→ Task requirements:
Reproduce each line of the material exactly, minus any picture.

→ Supplied entries:

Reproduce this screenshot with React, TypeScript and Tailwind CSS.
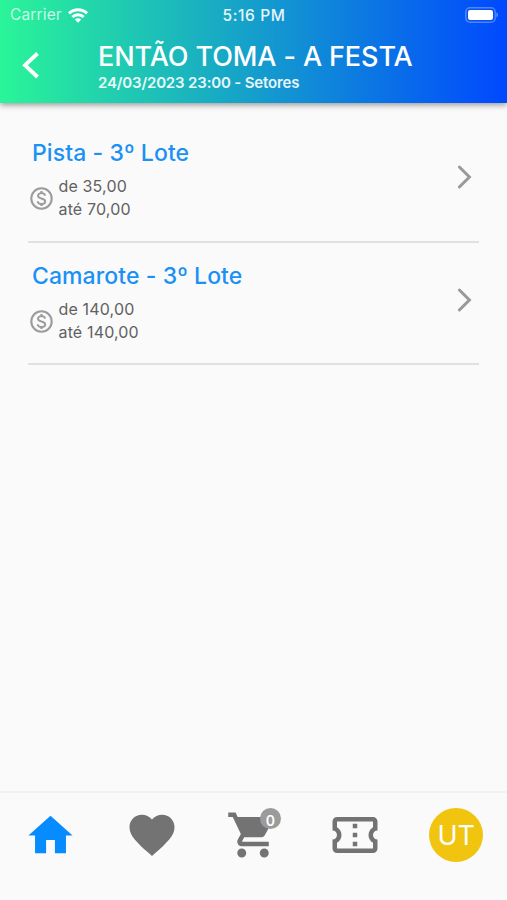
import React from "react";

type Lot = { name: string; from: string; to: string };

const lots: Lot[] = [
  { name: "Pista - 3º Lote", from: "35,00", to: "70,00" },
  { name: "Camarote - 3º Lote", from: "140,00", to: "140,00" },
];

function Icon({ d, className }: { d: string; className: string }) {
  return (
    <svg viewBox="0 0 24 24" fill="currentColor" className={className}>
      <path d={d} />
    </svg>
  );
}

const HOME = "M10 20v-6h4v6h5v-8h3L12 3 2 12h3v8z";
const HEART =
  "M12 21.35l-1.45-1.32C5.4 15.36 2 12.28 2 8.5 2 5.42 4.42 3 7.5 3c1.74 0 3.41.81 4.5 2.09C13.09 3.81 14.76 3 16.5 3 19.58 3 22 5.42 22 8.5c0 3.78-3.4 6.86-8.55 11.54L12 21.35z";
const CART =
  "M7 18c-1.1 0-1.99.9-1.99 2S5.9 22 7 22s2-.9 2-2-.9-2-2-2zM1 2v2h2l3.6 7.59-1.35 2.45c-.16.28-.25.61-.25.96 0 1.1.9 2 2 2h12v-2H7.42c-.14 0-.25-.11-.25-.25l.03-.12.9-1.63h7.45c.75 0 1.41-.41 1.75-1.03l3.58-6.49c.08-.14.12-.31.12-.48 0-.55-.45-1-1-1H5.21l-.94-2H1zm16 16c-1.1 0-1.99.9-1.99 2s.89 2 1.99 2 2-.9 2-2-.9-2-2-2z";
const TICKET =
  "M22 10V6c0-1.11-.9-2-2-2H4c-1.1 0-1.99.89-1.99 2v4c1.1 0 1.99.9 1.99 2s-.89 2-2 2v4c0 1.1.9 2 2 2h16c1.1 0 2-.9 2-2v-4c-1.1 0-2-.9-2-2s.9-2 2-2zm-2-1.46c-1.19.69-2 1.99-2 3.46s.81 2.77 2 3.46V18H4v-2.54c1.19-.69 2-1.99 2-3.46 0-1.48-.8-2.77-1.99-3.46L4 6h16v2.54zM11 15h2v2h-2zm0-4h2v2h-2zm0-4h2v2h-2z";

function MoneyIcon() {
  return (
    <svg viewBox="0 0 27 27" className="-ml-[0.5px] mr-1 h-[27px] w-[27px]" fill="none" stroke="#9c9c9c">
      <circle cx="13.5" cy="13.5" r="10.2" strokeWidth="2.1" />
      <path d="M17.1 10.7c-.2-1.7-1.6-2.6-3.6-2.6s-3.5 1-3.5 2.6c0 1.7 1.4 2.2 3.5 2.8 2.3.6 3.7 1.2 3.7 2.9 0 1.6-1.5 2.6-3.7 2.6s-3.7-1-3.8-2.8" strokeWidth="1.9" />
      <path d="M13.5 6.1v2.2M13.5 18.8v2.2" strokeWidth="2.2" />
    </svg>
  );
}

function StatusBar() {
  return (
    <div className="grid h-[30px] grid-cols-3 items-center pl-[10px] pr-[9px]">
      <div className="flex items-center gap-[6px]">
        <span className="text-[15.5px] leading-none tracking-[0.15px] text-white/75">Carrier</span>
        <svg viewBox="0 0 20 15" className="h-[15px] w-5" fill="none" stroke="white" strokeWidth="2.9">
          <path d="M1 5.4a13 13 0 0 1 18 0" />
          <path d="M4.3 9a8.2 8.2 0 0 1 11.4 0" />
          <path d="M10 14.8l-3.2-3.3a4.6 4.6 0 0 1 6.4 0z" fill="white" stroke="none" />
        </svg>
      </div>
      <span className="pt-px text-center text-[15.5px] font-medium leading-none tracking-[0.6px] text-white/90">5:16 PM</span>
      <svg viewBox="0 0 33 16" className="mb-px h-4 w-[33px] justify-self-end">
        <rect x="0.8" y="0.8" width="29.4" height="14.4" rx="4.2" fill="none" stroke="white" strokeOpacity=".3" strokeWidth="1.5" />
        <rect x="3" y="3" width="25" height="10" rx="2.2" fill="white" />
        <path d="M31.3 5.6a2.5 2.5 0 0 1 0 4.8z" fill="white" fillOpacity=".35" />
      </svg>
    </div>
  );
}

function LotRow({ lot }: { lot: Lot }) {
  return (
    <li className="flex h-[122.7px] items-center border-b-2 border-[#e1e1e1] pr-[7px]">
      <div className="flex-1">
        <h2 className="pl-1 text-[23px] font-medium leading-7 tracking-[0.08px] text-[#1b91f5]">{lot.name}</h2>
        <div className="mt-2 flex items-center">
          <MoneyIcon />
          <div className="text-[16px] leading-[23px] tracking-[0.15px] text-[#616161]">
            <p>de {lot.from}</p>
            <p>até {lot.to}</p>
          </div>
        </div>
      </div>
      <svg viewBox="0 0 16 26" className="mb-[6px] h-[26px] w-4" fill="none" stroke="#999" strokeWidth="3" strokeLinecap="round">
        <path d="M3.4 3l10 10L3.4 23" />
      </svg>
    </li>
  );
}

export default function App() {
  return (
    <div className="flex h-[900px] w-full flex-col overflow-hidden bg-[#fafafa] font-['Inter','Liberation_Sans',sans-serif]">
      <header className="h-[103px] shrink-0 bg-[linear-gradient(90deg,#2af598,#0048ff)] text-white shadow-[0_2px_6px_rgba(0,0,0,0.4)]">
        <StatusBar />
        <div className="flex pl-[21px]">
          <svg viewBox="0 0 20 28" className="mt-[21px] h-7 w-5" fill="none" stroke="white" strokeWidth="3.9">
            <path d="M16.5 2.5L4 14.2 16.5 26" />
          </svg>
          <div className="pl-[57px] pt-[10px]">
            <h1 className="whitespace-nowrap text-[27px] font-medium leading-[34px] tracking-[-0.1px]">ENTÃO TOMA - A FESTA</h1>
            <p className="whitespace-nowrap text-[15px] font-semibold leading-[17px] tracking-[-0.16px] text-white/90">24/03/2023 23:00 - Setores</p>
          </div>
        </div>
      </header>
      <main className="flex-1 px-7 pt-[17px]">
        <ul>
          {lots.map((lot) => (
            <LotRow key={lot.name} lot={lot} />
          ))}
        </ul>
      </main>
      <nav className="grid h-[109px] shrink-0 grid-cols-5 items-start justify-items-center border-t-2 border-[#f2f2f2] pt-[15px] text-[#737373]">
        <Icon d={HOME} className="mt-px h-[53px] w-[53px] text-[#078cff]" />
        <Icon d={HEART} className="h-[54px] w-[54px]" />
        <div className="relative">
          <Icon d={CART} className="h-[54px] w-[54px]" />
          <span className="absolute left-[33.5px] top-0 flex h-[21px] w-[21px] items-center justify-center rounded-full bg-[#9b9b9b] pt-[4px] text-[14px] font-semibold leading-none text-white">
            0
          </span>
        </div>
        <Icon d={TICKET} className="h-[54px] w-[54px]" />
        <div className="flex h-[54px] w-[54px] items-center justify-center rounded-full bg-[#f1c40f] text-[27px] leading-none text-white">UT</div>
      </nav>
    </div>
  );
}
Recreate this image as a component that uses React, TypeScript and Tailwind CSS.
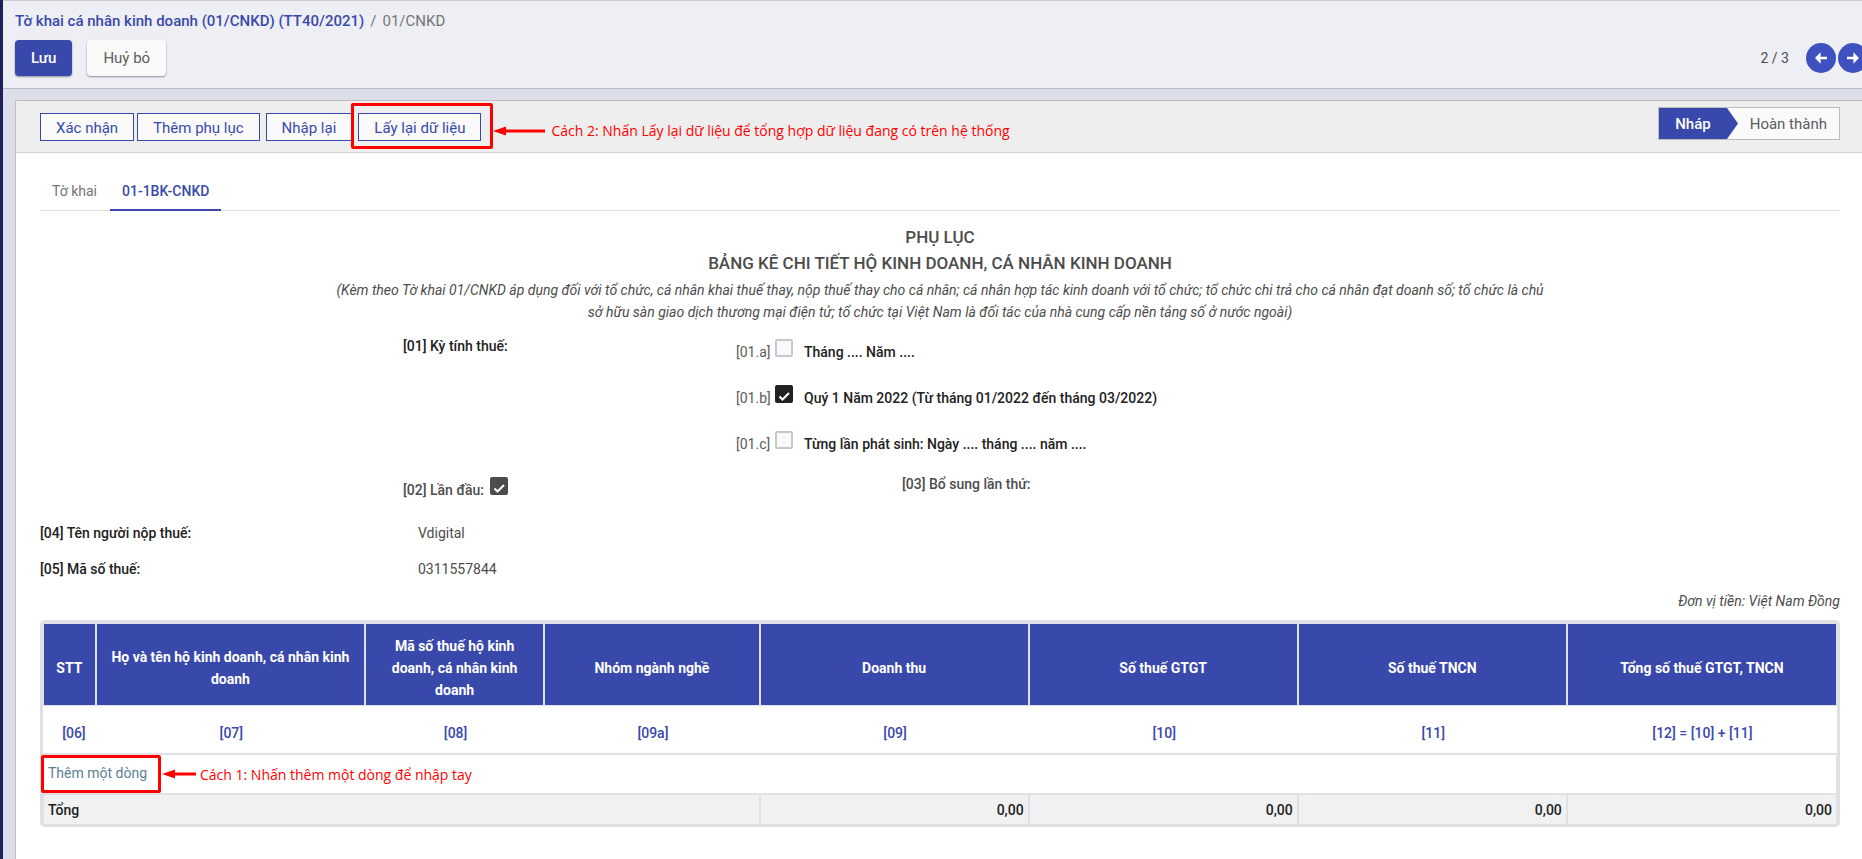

→ Exercise response:
Reproduce this screenshot with React, TypeScript and Tailwind CSS.
import React from "react";

type Lot = { name: string; from: string; to: string };

const lots: Lot[] = [
  { name: "Pista - 3º Lote", from: "35,00", to: "70,00" },
  { name: "Camarote - 3º Lote", from: "140,00", to: "140,00" },
];

function Icon({ d, className }: { d: string; className: string }) {
  return (
    <svg viewBox="0 0 24 24" fill="currentColor" className={className}>
      <path d={d} />
    </svg>
  );
}

const HOME = "M10 20v-6h4v6h5v-8h3L12 3 2 12h3v8z";
const HEART =
  "M12 21.35l-1.45-1.32C5.4 15.36 2 12.28 2 8.5 2 5.42 4.42 3 7.5 3c1.74 0 3.41.81 4.5 2.09C13.09 3.81 14.76 3 16.5 3 19.58 3 22 5.42 22 8.5c0 3.78-3.4 6.86-8.55 11.54L12 21.35z";
const CART =
  "M7 18c-1.1 0-1.99.9-1.99 2S5.9 22 7 22s2-.9 2-2-.9-2-2-2zM1 2v2h2l3.6 7.59-1.35 2.45c-.16.28-.25.61-.25.96 0 1.1.9 2 2 2h12v-2H7.42c-.14 0-.25-.11-.25-.25l.03-.12.9-1.63h7.45c.75 0 1.41-.41 1.75-1.03l3.58-6.49c.08-.14.12-.31.12-.48 0-.55-.45-1-1-1H5.21l-.94-2H1zm16 16c-1.1 0-1.99.9-1.99 2s.89 2 1.99 2 2-.9 2-2-.9-2-2-2z";
const TICKET =
  "M22 10V6c0-1.11-.9-2-2-2H4c-1.1 0-1.99.89-1.99 2v4c1.1 0 1.99.9 1.99 2s-.89 2-2 2v4c0 1.1.9 2 2 2h16c1.1 0 2-.9 2-2v-4c-1.1 0-2-.9-2-2s.9-2 2-2zm-2-1.46c-1.19.69-2 1.99-2 3.46s.81 2.77 2 3.46V18H4v-2.54c1.19-.69 2-1.99 2-3.46 0-1.48-.8-2.77-1.99-3.46L4 6h16v2.54zM11 15h2v2h-2zm0-4h2v2h-2zm0-4h2v2h-2z";

function MoneyIcon() {
  return (
    <svg viewBox="0 0 27 27" className="-ml-[0.5px] mr-1 h-[27px] w-[27px]" fill="none" stroke="#9c9c9c">
      <circle cx="13.5" cy="13.5" r="10.2" strokeWidth="2.1" />
      <path d="M17.1 10.7c-.2-1.7-1.6-2.6-3.6-2.6s-3.5 1-3.5 2.6c0 1.7 1.4 2.2 3.5 2.8 2.3.6 3.7 1.2 3.7 2.9 0 1.6-1.5 2.6-3.7 2.6s-3.7-1-3.8-2.8" strokeWidth="1.9" />
      <path d="M13.5 6.1v2.2M13.5 18.8v2.2" strokeWidth="2.2" />
    </svg>
  );
}

function StatusBar() {
  return (
    <div className="grid h-[30px] grid-cols-3 items-center pl-[10px] pr-[9px]">
      <div className="flex items-center gap-[6px]">
        <span className="text-[15.5px] leading-none tracking-[0.15px] text-white/75">Carrier</span>
        <svg viewBox="0 0 20 15" className="h-[15px] w-5" fill="none" stroke="white" strokeWidth="2.9">
          <path d="M1 5.4a13 13 0 0 1 18 0" />
          <path d="M4.3 9a8.2 8.2 0 0 1 11.4 0" />
          <path d="M10 14.8l-3.2-3.3a4.6 4.6 0 0 1 6.4 0z" fill="white" stroke="none" />
        </svg>
      </div>
      <span className="pt-px text-center text-[15.5px] font-medium leading-none tracking-[0.6px] text-white/90">5:16 PM</span>
      <svg viewBox="0 0 33 16" className="mb-px h-4 w-[33px] justify-self-end">
        <rect x="0.8" y="0.8" width="29.4" height="14.4" rx="4.2" fill="none" stroke="white" strokeOpacity=".3" strokeWidth="1.5" />
        <rect x="3" y="3" width="25" height="10" rx="2.2" fill="white" />
        <path d="M31.3 5.6a2.5 2.5 0 0 1 0 4.8z" fill="white" fillOpacity=".35" />
      </svg>
    </div>
  );
}

function LotRow({ lot }: { lot: Lot }) {
  return (
    <li className="flex h-[122.7px] items-center border-b-2 border-[#e1e1e1] pr-[7px]">
      <div className="flex-1">
        <h2 className="pl-1 text-[23px] font-medium leading-7 tracking-[0.08px] text-[#1b91f5]">{lot.name}</h2>
        <div className="mt-2 flex items-center">
          <MoneyIcon />
          <div className="text-[16px] leading-[23px] tracking-[0.15px] text-[#616161]">
            <p>de {lot.from}</p>
            <p>até {lot.to}</p>
          </div>
        </div>
      </div>
      <svg viewBox="0 0 16 26" className="mb-[6px] h-[26px] w-4" fill="none" stroke="#999" strokeWidth="3" strokeLinecap="round">
        <path d="M3.4 3l10 10L3.4 23" />
      </svg>
    </li>
  );
}

export default function App() {
  return (
    <div className="flex h-[900px] w-full flex-col overflow-hidden bg-[#fafafa] font-['Inter','Liberation_Sans',sans-serif]">
      <header className="h-[103px] shrink-0 bg-[linear-gradient(90deg,#2af598,#0048ff)] text-white shadow-[0_2px_6px_rgba(0,0,0,0.4)]">
        <StatusBar />
        <div className="flex pl-[21px]">
          <svg viewBox="0 0 20 28" className="mt-[21px] h-7 w-5" fill="none" stroke="white" strokeWidth="3.9">
            <path d="M16.5 2.5L4 14.2 16.5 26" />
          </svg>
          <div className="pl-[57px] pt-[10px]">
            <h1 className="whitespace-nowrap text-[27px] font-medium leading-[34px] tracking-[-0.1px]">ENTÃO TOMA - A FESTA</h1>
            <p className="whitespace-nowrap text-[15px] font-semibold leading-[17px] tracking-[-0.16px] text-white/90">24/03/2023 23:00 - Setores</p>
          </div>
        </div>
      </header>
      <main className="flex-1 px-7 pt-[17px]">
        <ul>
          {lots.map((lot) => (
            <LotRow key={lot.name} lot={lot} />
          ))}
        </ul>
      </main>
      <nav className="grid h-[109px] shrink-0 grid-cols-5 items-start justify-items-center border-t-2 border-[#f2f2f2] pt-[15px] text-[#737373]">
        <Icon d={HOME} className="mt-px h-[53px] w-[53px] text-[#078cff]" />
        <Icon d={HEART} className="h-[54px] w-[54px]" />
        <div className="relative">
          <Icon d={CART} className="h-[54px] w-[54px]" />
          <span className="absolute left-[33.5px] top-0 flex h-[21px] w-[21px] items-center justify-center rounded-full bg-[#9b9b9b] pt-[4px] text-[14px] font-semibold leading-none text-white">
            0
          </span>
        </div>
        <Icon d={TICKET} className="h-[54px] w-[54px]" />
        <div className="flex h-[54px] w-[54px] items-center justify-center rounded-full bg-[#f1c40f] text-[27px] leading-none text-white">UT</div>
      </nav>
    </div>
  );
}
Recreate this image as a component that uses React, TypeScript and Tailwind CSS.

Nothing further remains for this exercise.